The area around the Alqueva reservoir in the Alentejo is an ideal place to grow cannabis on an industrial scale, so apt is the land that multinationals already are eyeing up the area in preparation for the legalisation of the drug in key European markets.
Portugal’s Left Bloc is pushing for the legalisation of cannabis plantations to supply already legal overseas markets and says the legalisation of cannabis cultivation is unstoppable.
Évora has had a cannabis plantation since 2014 where production is fed to a multinational pharmaceutical company.
The Alentejo districts of Beja, Évora and Portalegre already grow opium poppies for pharmaceutical companies in Scotland and Australia and the expectation is that cannabis could be worth €35 million a year to these Alentejano economies, if it allowed to be grown on a wider scale.
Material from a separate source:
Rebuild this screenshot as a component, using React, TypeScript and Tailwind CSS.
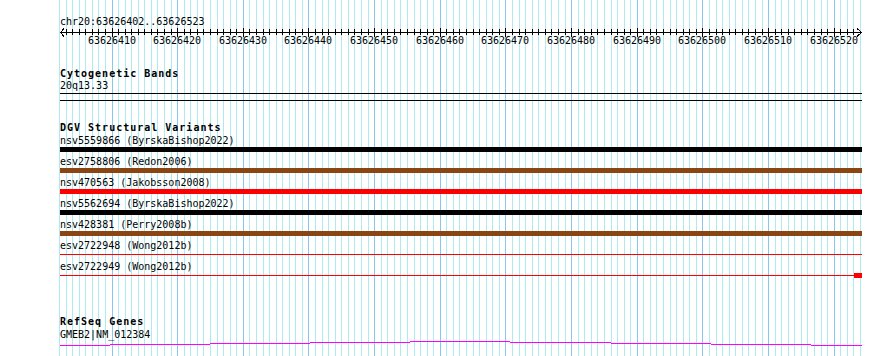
import React from "react";

// 122 bases in view, one grid column per base
const START = 63626402;
const COLS = 123;
const colX = (i: number) => Math.floor(112 + (i - 8) * 6.566);
const isMajor = (i: number) => (i - 8) % 10 === 0;

const variants = [
  { label: "nsv5559866 (ByrskaBishop2022)", kind: "bar", color: "bg-black" },
  { label: "esv2758806 (Redon2006)", kind: "bar", color: "bg-[#8b4513]" },
  { label: "nsv470563 (Jakobsson2008)", kind: "bar", color: "bg-[#ff0000]" },
  { label: "nsv5562694 (ByrskaBishop2022)", kind: "bar", color: "bg-black" },
  { label: "nsv428381 (Perry2008b)", kind: "bar", color: "bg-[#8b4513]" },
  { label: "esv2722948 (Wong2012b)", kind: "line", color: "bg-[#ff0000]" },
  { label: "esv2722949 (Wong2012b)", kind: "end", color: "bg-[#ff0000]" },
];

// intron line steps, absolute x / y
const geneSteps: [number, number, number][] = [
  [60, 110, 345],
  [110, 210, 344],
  [210, 310, 343],
  [310, 410, 342],
  [410, 510, 341],
  [510, 611, 342],
  [611, 711, 343],
  [711, 811, 344],
  [811, 862, 345],
];

function GridLines() {
  return (
    <svg className="absolute inset-0 pointer-events-none" width={890} height={356}>
      {Array.from({ length: COLS }, (_, i) => (
        <rect
          key={i}
          x={colX(i)}
          y={0}
          width={1}
          height={356}
          fill={isMajor(i) ? "#88c8ee" : "#aeeaf0"}
        />
      ))}
    </svg>
  );
}

function Ruler() {
  const ticks = Array.from({ length: COLS }, (_, i) => i).filter((i) => colX(i) > 62 && colX(i) < 859);
  return (
    <svg className="block" width={802} height={20} shapeRendering="crispEdges">
      <rect x={0} y={5} width={802} height={1} fill="#000" />
      {ticks.map((i) => (
        <rect
          key={i}
          x={colX(i) - 60}
          y={isMajor(i) ? 1 : 2}
          width={1}
          height={isMajor(i) ? 9 : 6}
          fill="#000"
        />
      ))}
      <polyline points="4,1.5 0.5,5.5 4,9.5" fill="none" stroke="#000" strokeWidth={1} />
      <polyline points="797,1.5 801.5,5.5 797,9.5" fill="none" stroke="#000" strokeWidth={1} />
      {ticks
        .filter((i) => isMajor(i))
        .map((i) => (
          <text
            key={i}
            x={colX(i) - 60}
            y={17}
            textAnchor="middle"
            fontSize={10}
            fontFamily="'DejaVu Sans Mono', 'Liberation Mono', monospace"
            fill="#000"
          >
            {START + i}
          </text>
        ))}
    </svg>
  );
}

function TrackTitle({ children }: { children: React.ReactNode }) {
  return <div className="h-[11px] leading-[11px] font-bold tracking-[1px] whitespace-nowrap">{children}</div>;
}

function VariantRow({ label, kind, color }: { label: string; kind: string; color: string }) {
  return (
    <div className="h-[21px]">
      <div className="h-[11px] leading-[11px] whitespace-nowrap">{label}</div>
      {kind === "bar" && <div className={`mt-px h-[5px] ${color}`} />}
      {kind === "line" && (
        <div className="mt-px h-[5px] flex items-center">
          <div className={`flex-1 h-px ${color}`} />
        </div>
      )}
      {kind === "end" && (
        <div className="mt-px h-[5px] flex items-center">
          <div className={`flex-1 h-px ${color}`} />
          <div className={`w-[8px] h-[5px] ${color}`} />
        </div>
      )}
    </div>
  );
}

export default function App() {
  return (
    <div className="relative w-[890px] h-[356px] bg-white overflow-hidden text-black text-[10px] font-['DejaVu_Sans_Mono','Liberation_Mono',monospace]">
      <GridLines />
      <div className="relative pl-[60px] pt-[16px] w-[862px]">
        <div className="h-[11px] leading-[11px]">chr20:63626402..63626523</div>
        <Ruler />

        <div className="mt-[21px]">
          <TrackTitle>Cytogenetic Bands</TrackTitle>
          <div className="mt-px h-[11px] leading-[11px]">20q13.33</div>
          <div className="mt-[2px] h-[8px] border-y border-black" />
        </div>

        <div className="mt-[21px]">
          <TrackTitle>DGV Structural Variants</TrackTitle>
          <div className="mt-[2px]">
            {variants.map((v) => (
              <VariantRow key={v.label} {...v} />
            ))}
          </div>
        </div>

        <div className="mt-[34px]">
          <TrackTitle>RefSeq Genes</TrackTitle>
          <div className="mt-[2px] h-[11px] leading-[11px]">GMEB2|NM_012384</div>
          <svg className="block" width={802} height={8} shapeRendering="crispEdges">
            {geneSteps.map(([x1, x2, y]) => (
              <rect key={x1} x={x1 - 60} y={y - 340} width={x2 - x1} height={1} fill="#ff00ff" />
            ))}
          </svg>
        </div>
      </div>
    </div>
  );
}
According to the European Monitoring Center for Drugs and Drug Addiction, there are 12.5 million people in Europe who use marijuana regularly with 87 million doing so from time to time.
Cannabis was cultivated in Portugal from the late Middle Ages until the 1960s with the industrial production of cannabis being an essential part of the rural Portuguese economy.
The hemp was used as feed and as a shoe-making material bit in the 1960s, cannabis growing was banned and only now is it seriously being reconsidered as it could revitalise the Alentejo's rural economy.
But there has been no change and in Portugal, the crop can not be grown by struggling farmers. Cannabis may not be produced even for direct sale into the pharmaceutical, rather than the recreational sector.
The debate will not go away and with rural regenration and exports high on the government's 'list of things to do', now is a good time for the Left Bloc to push this agenda.